Bufera sulla privatizzazione del Casinò. Il Consiglio chiede garanzie
di Roberta De Rossi
VENEZIA. «Se davvero le prospettive del Casinò, sono di crescere negli incassi costantemente del 2,4-3,1 per cento l’anno da qui al 2043, al punto da prevedere l’assunzione di altri 30 dipendenti nel 2017, in aggiunta ai 574 attuali - come si legge nella relazione di Kpmg sulla base di dati forniti dalla stessa Casa da gioco - perché mai, allora, dovremmo vendere? Delle due l’una: o sono dati concreti e allora non si capisce perché cedere la gestione, oppure non lo sono e allora cade la consistenza finanziaria che giustifica l’operazione».
La domanda parte dalle fila del Pdl (Zuin e Locatelli), viene rilanciata da Fratelli d’Italia (Costalonga, che chiede le dimissioni dei vertici del casinò), annuisce il 5stelle Placella, si consolida nel consigliere del gruppo misto Funari, viene formulata pari pari dal consigliere pd Molina e ravviva la prima, lunga (tre ore) commissione sulla delibera di giunta per la privatizzazione trentennale della gestione del casinò di Venezia. Nelle mani dei consiglieri comunali, per la prima volta anche la sintesi dell’analisi sul valore della Casinò spa che il Comune ha affidato all’advisor. Kpmg - sulla base del piano economico finanziario predisposto dal committente - ha elaborato una proposta di cessione della gestione della casa da gioco allettante: una quota minima garantita di 140 milioni da incassare entro il 2013, più 44,8 milioni a copertura della situazione patrimoniale della Casinò Spa, un 10% sugli incassi (per non meno di 10 milioni l’anno) dal terzo anno e fino al 30mo, un 1% in più a partire dal 2020 sugli incassi eccedenti i 140 milioni.
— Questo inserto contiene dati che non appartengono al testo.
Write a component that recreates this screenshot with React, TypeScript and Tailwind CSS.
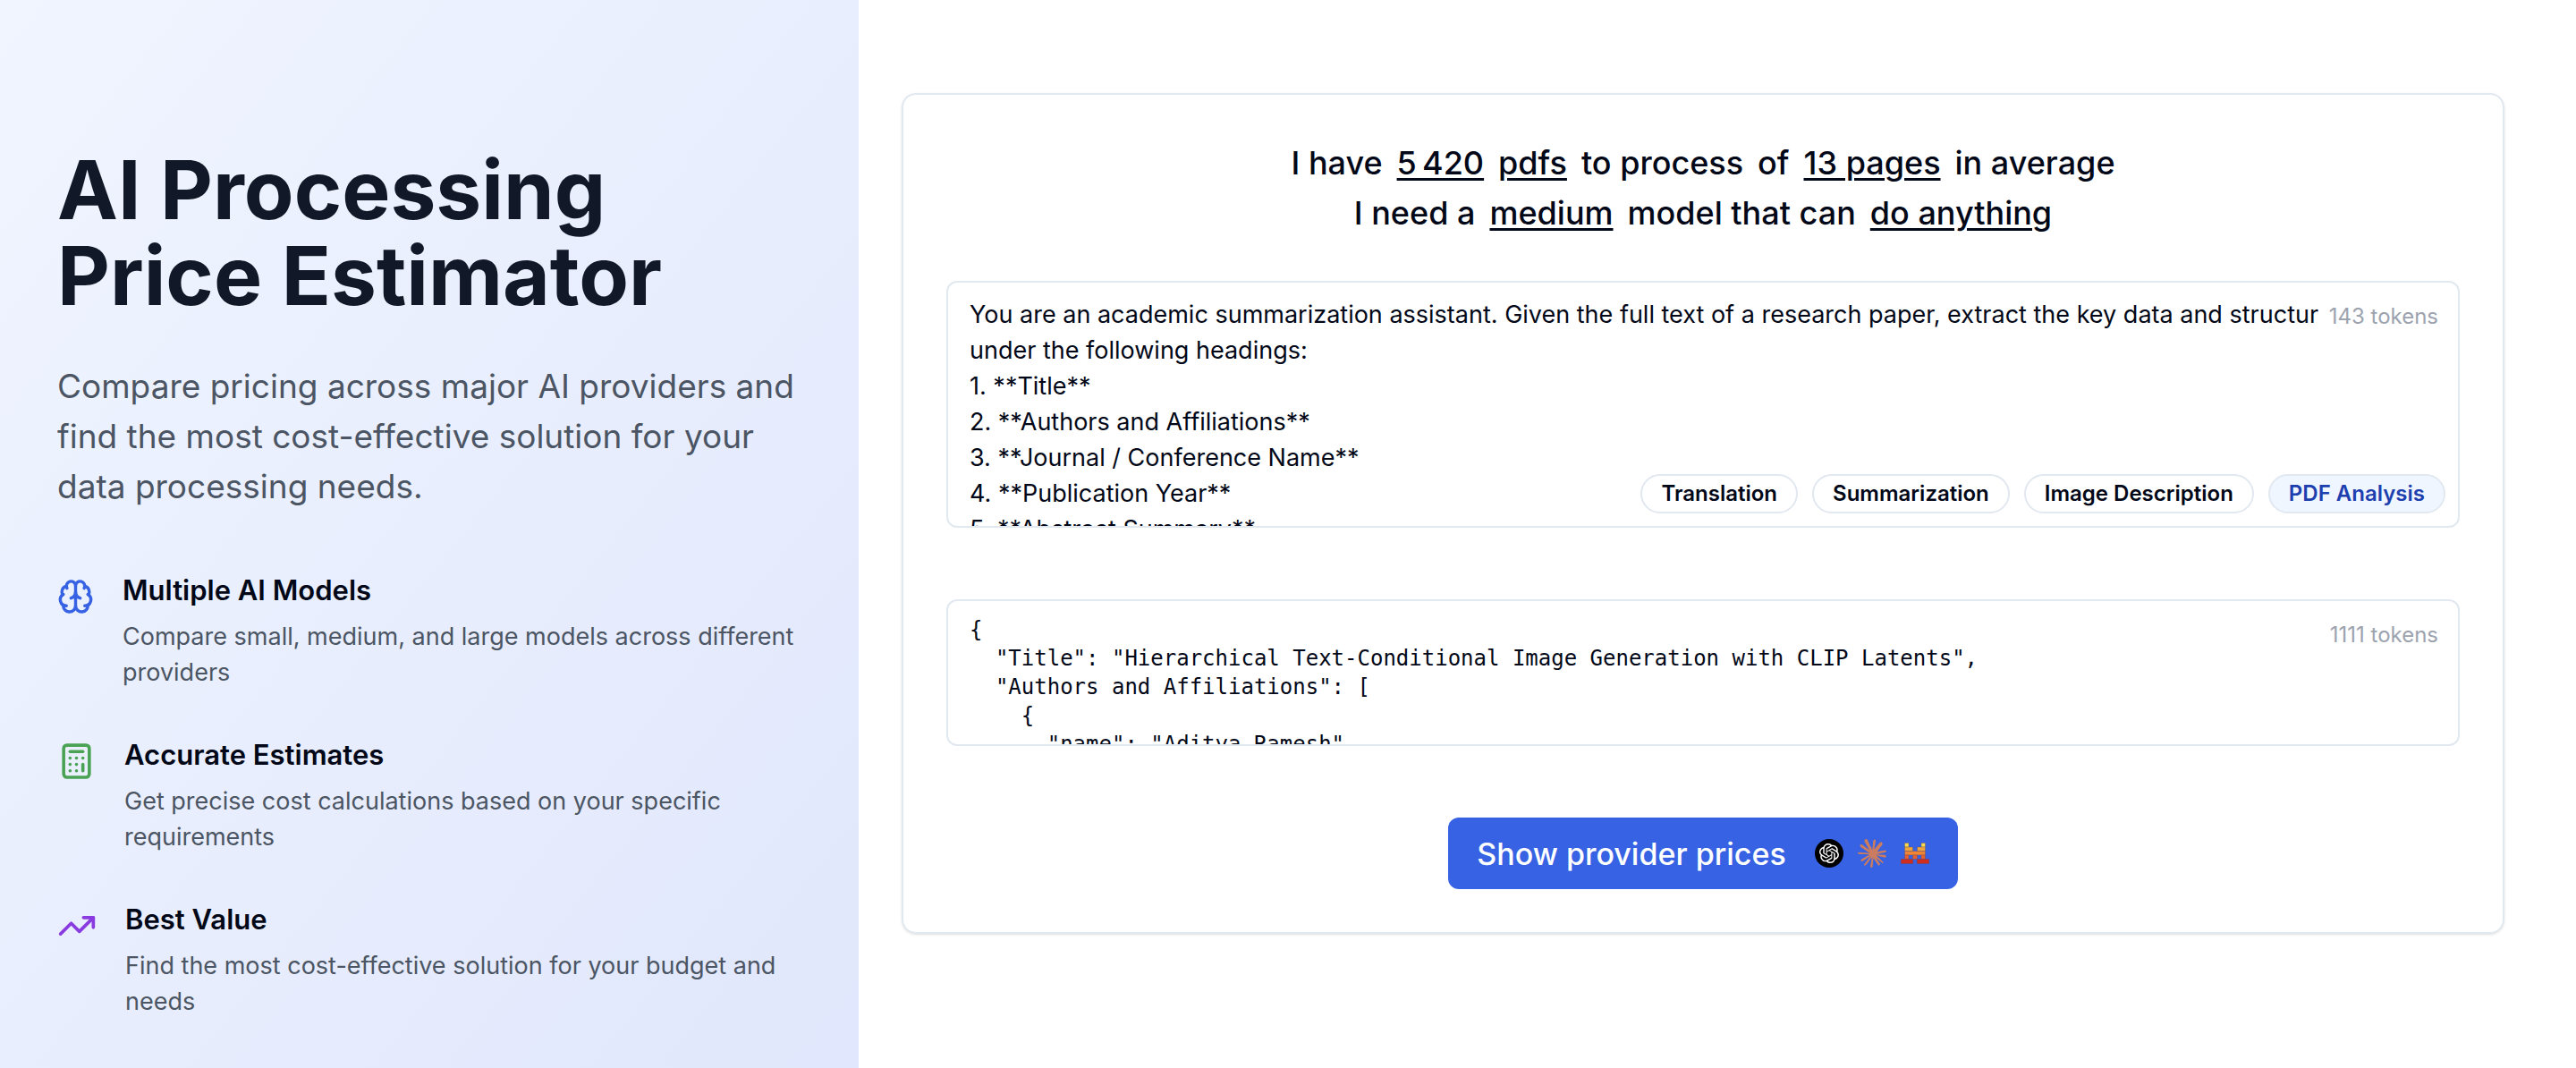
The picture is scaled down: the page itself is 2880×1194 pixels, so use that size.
import { Brain, Calculator, TrendingUp } from "lucide-react";
import { SiOpenai, SiClaude } from "react-icons/si";

const features = [
  {
    icon: <Brain className="mt-[7px] h-12 w-[41px] shrink-0 text-[#3662e3]" />,
    title: "Multiple AI Models",
    text: "Compare small, medium, and large models across different providers",
  },
  {
    icon: <Calculator className="mt-[7px] h-12 w-[43px] shrink-0 text-[#4aa354]" />,
    title: "Accurate Estimates",
    text: "Get precise cost calculations based on your specific requirements",
  },
  {
    icon: <TrendingUp className="mt-[7px] h-12 w-[44px] shrink-0 text-[#8a3be0]" />,
    title: "Best Value",
    text: "Find the most cost-effective solution for your budget and needs",
  },
];

const prompt = `You are an academic summarization assistant. Given the full text of a research paper, extract the key data and structure it
under the following headings:
1. **Title**
2. **Authors and Affiliations**
3. **Journal / Conference Name**
4. **Publication Year**
5. **Abstract Summary**`;

const output = `{
  "Title": "Hierarchical Text-Conditional Image Generation with CLIP Latents",
  "Authors and Affiliations": [
    {
      "name": "Aditya Ramesh",`;

const presets = ["Translation", "Summarization", "Image Description", "PDF Analysis"];

function MistralLogo() {
  return (
    <svg viewBox="0 0 32 32" className="size-8" stroke="#5b4a5e" strokeOpacity="0.6" strokeWidth="0.6" aria-hidden="true">
      <path fill="#fbd94a" d="M4.5 4.5H9V9H4.5zM23 4.5h4.5V9H23z" />
      <path fill="#f0a63c" d="M4.5 9h9v4.5h-9zM18.5 9h9v4.5h-9z" />
      <path fill="#ee8434" d="M4.5 13.5h23V18h-23z" />
      <path fill="#e95f2d" d="M4.5 18H9v4.5H4.5zM13.5 18h5v4.5h-5zM23 18h4.5v4.5H23z" />
      <path fill="#d02d1f" d="M.3 22.5h13.4v5H.3zM18.3 22.5h13.4v5H18.3z" />
    </svg>
  );
}

function Choice({ children }: { children: string }) {
  return (
    <button type="button" className="underline decoration-3 underline-offset-4">
      {children}
    </button>
  );
}

export default function App() {
  return (
    <div className="flex min-h-screen items-stretch bg-white font-['Inter',sans-serif] text-[#020817]">
      <aside className="w-1/3 bg-linear-to-br from-[#f0f5ff] to-[#e1e7fc] pt-41 pr-14 pb-12 pl-16">
        <h1 className="text-[91px] leading-24 font-bold text-[#111827]">
          AI Processing
          <br />
          Price Estimator
        </h1>
        <p className="mt-12 text-[37px] leading-14 text-[#4b5563]">
          Compare pricing across major AI providers and find the most cost-effective solution for your data
          processing needs.
        </p>
        <ul className="mt-16 flex flex-col gap-12">
          {features.map((f) => (
            <li key={f.title} className="flex items-start gap-8">
              {f.icon}
              <div>
                <h3 className="text-[31px] leading-12 font-semibold">{f.title}</h3>
                <p className="mt-2 text-[27px] leading-10 text-[#4b5563]">{f.text}</p>
              </div>
            </li>
          ))}
        </ul>
      </aside>

      <main className="min-w-0 flex-1 pt-26 pr-20 pb-20 pl-12">
        <section className="flex flex-col items-center rounded-2xl border-2 border-[#e2e8f0] p-12 shadow-sm">
          <div className="text-4xl leading-14 font-medium">
            <p className="flex justify-center gap-4">
              <span>I have</span>
              <Choice>{"5\u202f420"}</Choice>
              <Choice>pdfs</Choice>
              <span>to process</span>
              <span>of</span>
              <Choice>13 pages</Choice>
              <span>in average</span>
            </p>
            <p className="flex justify-center gap-4">
              <span>I need a</span>
              <Choice>medium</Choice>
              <span>model that can</span>
              <Choice>do anything</Choice>
            </p>
          </div>

          <div className="relative mt-12 w-full">
            <textarea
              aria-label="Prompt"
              defaultValue={prompt}
              className="block h-69 w-full resize-none overflow-hidden rounded-xl border-2 border-[#e2e8f0] px-6 py-4 text-[27px] leading-10"
            />
            <span className="absolute top-6 right-6 bg-white pl-3 text-2xl leading-8 text-[#9ca3af]">143 tokens</span>
            <div className="absolute right-4 bottom-4 flex gap-4">
              {presets.map((p) => (
                <button
                  key={p}
                  type="button"
                  aria-pressed={p === "PDF Analysis"}
                  className="h-11 rounded-full border-2 border-[#e2e8f0] bg-white px-[21px] text-2xl leading-8 font-semibold aria-pressed:bg-[#eff6ff] aria-pressed:text-[#1e40af]"
                >
                  {p}
                </button>
              ))}
            </div>
          </div>

          <div className="relative mt-20 w-full">
            <textarea
              aria-label="Expected output"
              defaultValue={output}
              className="block h-41 w-full resize-none overflow-hidden rounded-xl border-2 border-[#e2e8f0] px-6 py-4 font-['DejaVu_Sans_Mono',monospace] text-2xl leading-8"
            />
            <span className="absolute top-6 right-6 bg-white pl-3 text-2xl leading-8 text-[#9ca3af]">1111 tokens</span>
          </div>

          <button
            type="button"
            className="mt-20 flex h-20 items-center gap-8 rounded-xl bg-[#3662e3] px-8 text-[34px] font-medium text-white"
          >
            Show provider prices
            <span className="flex items-center gap-4">
              <span className="flex size-8 items-center justify-center rounded-full bg-black">
                <SiOpenai className="size-[22px]" />
              </span>
              <SiClaude className="size-8 text-[#cc7c5e]" />
              <MistralLogo />
            </span>
          </button>
        </section>
      </main>
    </div>
  );
}
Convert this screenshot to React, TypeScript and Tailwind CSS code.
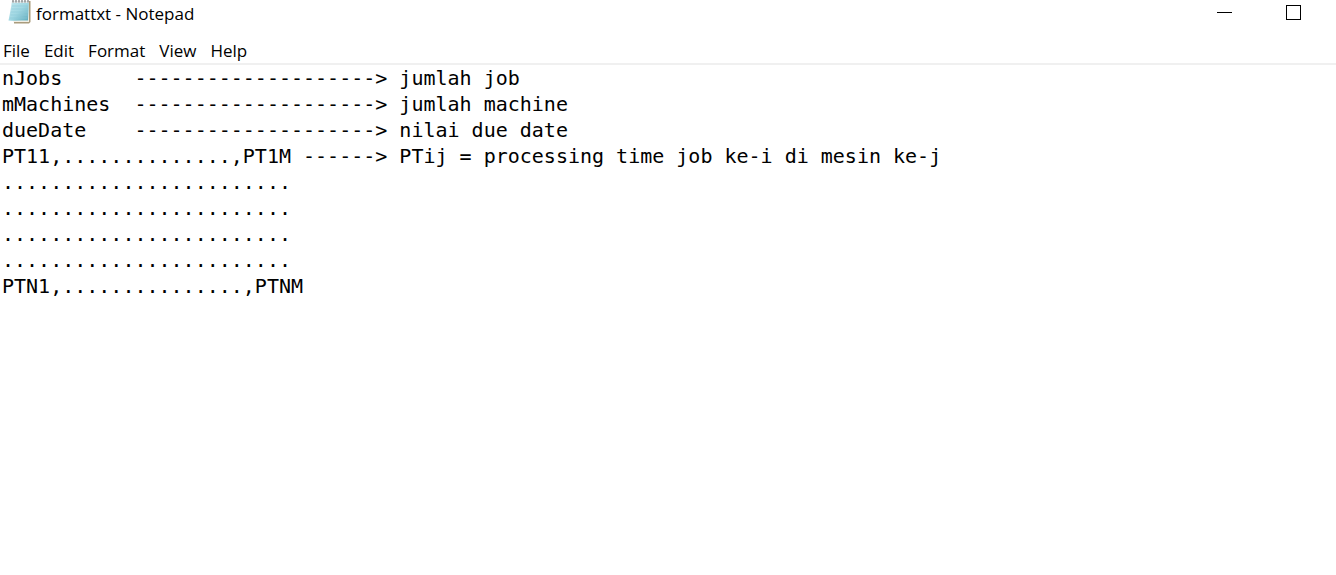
const documentText = [
  'nJobs      --------------------> jumlah job',
  'mMachines  --------------------> jumlah machine',
  'dueDate    --------------------> nilai due date',
  'PT11,..............,PT1M ------> PTij = processing time job ke-i di mesin ke-j',
  '........................',
  '........................',
  '........................',
  '........................',
  'PTN1,...............,PTNM',
].join('\n');

const menus = ['File', 'Edit', 'Format', 'View', 'Help'];

function NotepadIcon() {
  return (
    <svg width="24" height="24" viewBox="0 0 24 24" aria-hidden="true">
      <defs>
        <linearGradient id="page" x1="0" y1="0" x2="1" y2="1">
          <stop offset="0" stopColor="#c4e8ef" />
          <stop offset="0.5" stopColor="#a2d8e3" />
          <stop offset="1" stopColor="#5eabbc" />
        </linearGradient>
      </defs>
      <path d="M5 1H22.5V22L21 23.5H6Z" fill="#a99b7c" />
      <path d="M6 1H21V22H6Z" fill="#f1eee4" />
      <path d="M4 1H21L20 20.5C14 20.5 7 21 0.5 20.5C2 14 3 7 4 1Z" fill="url(#page)" />
      <path d="M4 6H20M3.5 9H20M3 12H20M2.5 15H19.5M2 18H19" stroke="#8ecbd8" strokeWidth="0.6" />
      <path d="M4 2H21" stroke="#e0eaeb" strokeWidth="2" />
      <path d="M5 0V2.5M8 0V2.5M11 0V2.5M14 0V2.5M17 0V2.5M20 0V2.5" stroke="#77777a" strokeWidth="1.2" />
    </svg>
  );
}

export default function App() {
  return (
    <div className="flex min-h-screen flex-col bg-white font-['Open_Sans',sans-serif] text-black">
      <header className="flex h-9 items-start justify-between pl-2">
        <div className="flex items-start gap-1">
          <NotepadIcon />
          <h1 className="pt-0.5 text-[17px] leading-6">formattxt - Notepad</h1>
        </div>
        <div className="flex pr-2">
          <button type="button" aria-label="Minimize" className="flex h-6 w-[69px] items-center justify-center">
            <svg width="15" height="15" viewBox="0 0 15 15" shapeRendering="crispEdges" aria-hidden="true">
              <path d="M0 7.5H15" stroke="#000" />
            </svg>
          </button>
          <button type="button" aria-label="Maximize" className="flex h-6 w-[69px] items-center justify-center">
            <svg width="15" height="15" viewBox="0 0 15 15" shapeRendering="crispEdges" aria-hidden="true">
              <path d="M0.5 0.5H14.5V14.5H0.5Z" fill="none" stroke="#000" />
            </svg>
          </button>
        </div>
      </header>
      <nav aria-label="Menu bar" className="flex h-[29px] items-end gap-3.5 border-b-2 border-[#f0f0f0] pl-[3px]">
        {menus.map((menu) => (
          <button key={menu} type="button" className="text-[17px] leading-6">
            {menu}
          </button>
        ))}
      </nav>
      <textarea
        aria-label="Document text"
        defaultValue={documentText}
        spellCheck={false}
        wrap="off"
        className="w-full grow resize-none overflow-auto bg-white pl-[2px] font-['DejaVu_Sans_Mono',monospace] text-[20px] leading-[26px] text-black outline-none"
      />
    </div>
  );
}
Il sindaco Orsoni - che mercoledì ha ottenuto il sostegno all’operazione dei capigruppo di maggioranza - tira dritto convinto davanti alle obiezioni che arrivano anche dall’Udc Venturini.
«L’argomento è ampiamente noto al Consiglio», ha detto Orsoni, «il quadro dei giochi d’azzardo è radicalmente cambiato negli ultimi 3 anni e dal monopolio di 4 città si è passati ad una sostanziale liberalizzazione. La vecchia gestione locale non regge più, per i costi altissimi rispetto alle sale giochi e ai giochi online. La soluzione non può che essere quella di mettere in rete la nostra casa da gioco con un sistema più ampio internazionale, per battere una concorrenza così spinta e mantenere una risorsa attrattiva per il turismo, importante economia della città». Orsoni fornisce i dati complessivi: al maxi canone di 184 milioni e alle percentuali sugli incassi si aggiungerebbero 6,8 milioni di euro l’anno per l’affitto di Ca’ Noghera e Ca’ Vendramin Calergi. Poi i risparmi: 8 milioni di euro l’anno Siae che oggi il Comune sottrae alla quota che gli versa la casa da gioco e poco meno di 600 mila euro l’anno di canone concessorio.
«Non è vero che svendiamo», ha replicato il sindaco, «il totale dell’operazione è di quasi 900 milioni. Ricaviamo cifre importanti per il bilancio. Vogliamo dare un futuro alla casa da gioco e vogliamo operare per assicurare risorse per gestire i servizi della città, che quest’operazione può contribuire a garantire in maniera determinante. Abbiamo fatto sforzi enormi per gestire in tempi difficili un bilancio che non era dei più virtuosi e che oggi è virtuosissimo, senza comprimere i servizi sociali, punto d’orgoglio della città». Sin qui il quadro. Il sindaco vorrebbe chiudere per metà settembre, ma il presidente della commissione Baratello ha già accolto le richieste dell’opposizione: sentire gli analisti di Kpmg, i vertici del Casinò sui dati in crescita prospettati sin dal secondo semestre 2013 a fronte di tre anni neri, il prefetto sulle autorizzazioni del ministero dell’Interno, revisori dei conti. Quanto alle prescrizioni del ministero per dare corso al nullaosta Orsoni ha ribatito - tra le proteste dell’opposizione e dello stesso Molina - che «le prescrizioni sono state sostanzialmente attuale».